When Dr Robotnik met Knuckles and sent him to destroy Sonic, he probably didn't realize just quite how well his plan would work.
When Sonic The Hedgehog landed on the Sega Megadrive in 1991 he instantly became Sega's mascot. He was fast. He was blue. He was spiky. Which apparently, and generally unknown before his debut, was every school boy's dream! Sonic 2 came around the following year, and again was an instant success. It featured a second character, Tails. He was everything Sonic wasn't; furry, chirpy and generally a bit boring. All in all a perfect sidekick - who wasn't going to give the main star any grief.
The final two games to appear on the Mega Drive, Sonic 3 and Sonic & Knuckles featured a new character called (unsurprisingly) Knuckles. In Sonic 3, Knuckles was a new nemesis fighting against Sonic, as Dr Robotnik had duped him into believing Sonic was the bad guy. In Sonic & Knuckles, however, Knuckles was a playable character. And here in lay the problem. Knuckles could fly (well glide), you see. And he could climb walls. Really, How cool was that? Why would you want to play as Sonic when playing as the pink dude meant you could float around until you hit a wall, and then climb up said wall? Sonic had very little going for him. He was forced to rely on his name to make people choose him to play with. I mean, Sega kitted him out with a flash kick, he was a bit faster, and he could make better use of some of the shields that were available but, come on, none of that is as cool as flying and climbing!
It's possible that Sega were actually being a bit clever. It's not unreasonable to hypothesize that Sega had seen the Sonic games were running out of possibilities. I mean, how many more games could you make sticking to the same run and jump formula? Power-ups like capes and firepower, as found in the Mario series, wouldn't really work in this style of game. So maybe, like the creators of The Leauge of Gentlemen and The (British) Office, the owners of the IP decided that there were only 4 games worth of content available in the series, and that he'd need to be retired, in 2D at least, after Sonic and Knuckles. Knuckles was perhaps to be the new hero for Sega.
It would have been a very noble decision to make, but with two great flaws. Firstly, spin-offs are rarely as popular as the series from which they originated and secondly, the 32X and Saturn were just around the corner.
While Sega were busy destroying the Sonic franchise by all but killing off the hedgehog in the main series, and creating various quirky titles like 3D Blast and Knuckles Chaotix, they should have been bang on making a beautiful 2D Sonic platformer for launch with their Saturn console. The improved graphic capabilities of the system would have meant there were at least another 2 games in the series before people started to notice the gameplay was getting repetitive. In which time they could have begun lifting Knuckles, or some other character's profile in their own series. It would have been seen as a risky move at the time; after all, the entire world was getting gooey over the Super Mario 64 demos and people were convinced that 3D platforming was the way to go. It was only proved that there was still a decent market for 2D platform games when, a decade later (ironically) Nintendo released the New Super Mario Bros on their DS system.

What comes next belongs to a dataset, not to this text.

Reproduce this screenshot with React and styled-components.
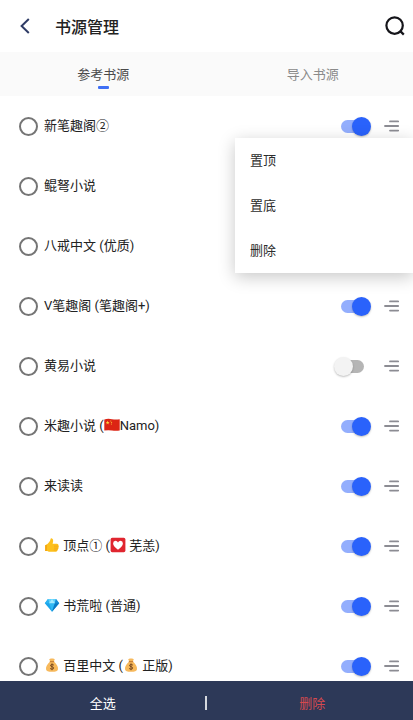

A 2D Sonic game on the Sega Saturn would have been pretty easy to make (the system was originally only really designed with 2D in mind, anyway; until Sony started demonstrating their PlayStation at which point Sega started bolting all kinds of additional hardware to help it compete), would have looked spectacular compared to the Mega Drive games, and would have given them the opportunity to delay some other launch games (notable Daytona USA) to give them time to fix some of their flaws. The updated graphics would have meant that Sega could have brought pretty much nothing else new to the table for the first next-gen Sonic title; they wouldn't have even had to think up new Zones; who, at the time, wouldn't have wanted to see new acts based in familiar but graphically up-to-date Marble Zone, Casino Night Zone, and Flying Battery?
A Sonic game would have made the Saturn sell far more than Daytona and Virtua Fighter combined, and as I have eluded to already, those games when released without flaws would have strengthened the system, rather than weakened it.
So it's my view that Knuckles enforced on Sega a dilemma that they didn't need to deal with for at least another 3 or 4 years. So convinced were that that Sonic was running out of steam, that they held him back and doomed their next gen consoles to failure.